Animava a comunidades com seu dom de rezar nas festas religiosas. Conciliando
seus trabalhos domésticos e na roça com a liderança comunitária, atuou na associação
de trabalhadores rurais de Catarina. Tornou-se tesoureira da associação. Mobilizou
as mulheres para criar a associação de mulheres de Catarina cujas conquistas se
destacaram. Foi dirigente regional e estadual da FETAEMG (Federação dos
Trabalhadores Rurais de MG) e sócia do CAA e da Cooperativa Grande Sertão. Sua
trajetória hoje está registrada em teses e dissertações para as quais foi
entrevistada, bem como na memória dos moradores da comunidade rural de
Catarina. Nestes três exemplos vemos a
força, a garra e o poder transformador das mulheres.

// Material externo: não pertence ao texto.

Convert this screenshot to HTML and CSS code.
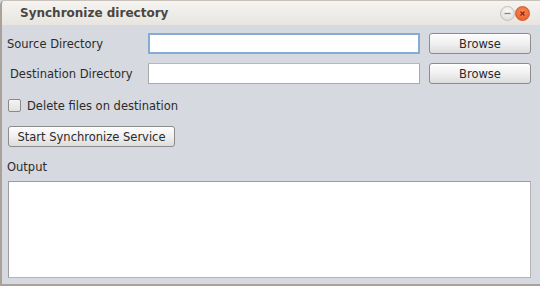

Em todos os espaços, seja
no trabalho em casa, na educação e na comunidade as mulheres agem transformando
as condições de vida e beneficiando a todos. Ao longo da história fomos
convencidas a acreditar que não temos poder. No início da república as mulheres
eram impedidas de votar, só podiam trabalhar com autorização dos maridos, seus
bens eram controlados pelos maridos, não tinham poder sobre os filhos. Os
homens diziam que as mulheres eram inferiores e não podiam participar da
política. Também eram proibidas de estudar. Caso perdessem a virgindade antes
do casamento podiam ser devolvidas e deserdadas. Muitas eram internadas em
conventos ou asilos pelos maridos que ficavam com suas heranças. Estas
proibições e violências eram formas de sufocar nosso poder transformador. Se
voltarmos mais no tempo, veremos que as mulheres inventaram a agricultura e a
pecuária. Entre as primeiras sociedades humanas, quando os homens saiam para
caçar, as mulheres ficavam cuidando da prole, ali iniciaram o cultivo dos
alimentos e a criação de pequenos animais. Ou seja, desde sempre temos o poder
de agir no sentido de modificar o espaço em que vivemos. Sei que me dirijo a
mulheres que agem para alterar suas condições de vida e de suas comunidades:
Seja na família, seja, no bairro, na zona rural, urbana vocês mobilizam, atuam,
incentivam e promovem a transformação. Uma forma de fazê-lo é ingressando nas
organizações políticas da sua comunidade, participando das associações de
bairros, das associações rurais, dos colegiados escolares, enfim, da vida
política de sua localidade, cidade e país. O termo “política” surge de Pólis,
que na Grécia antiga significava cidade, Política é a gestão da pólis, da
cidade. Todas as organizações são formas políticas. O ser humano é um ser
político. Nós mulheres não devemos temer as tentativas de nos fazer voltar para
trás na nossa caminhada, sempre que as mulheres conquistam espaços na política
e na sociedade são ameaçadas, tentam nos fazer retroceder. Para além de
participar das associações e organizações coletivas locais, temos que saber
escolher na hora de votar e eleger pessoas que nos representem, mulheres como
nós, especialmente negras e indígenas, trans, que defendem os direitos das
minorias políticas. Termino com uma
questão para reflexão: Se nós mulheres somos uma parcela grande do eleitorado,
por que motivo elegemos tão poucas mulheres?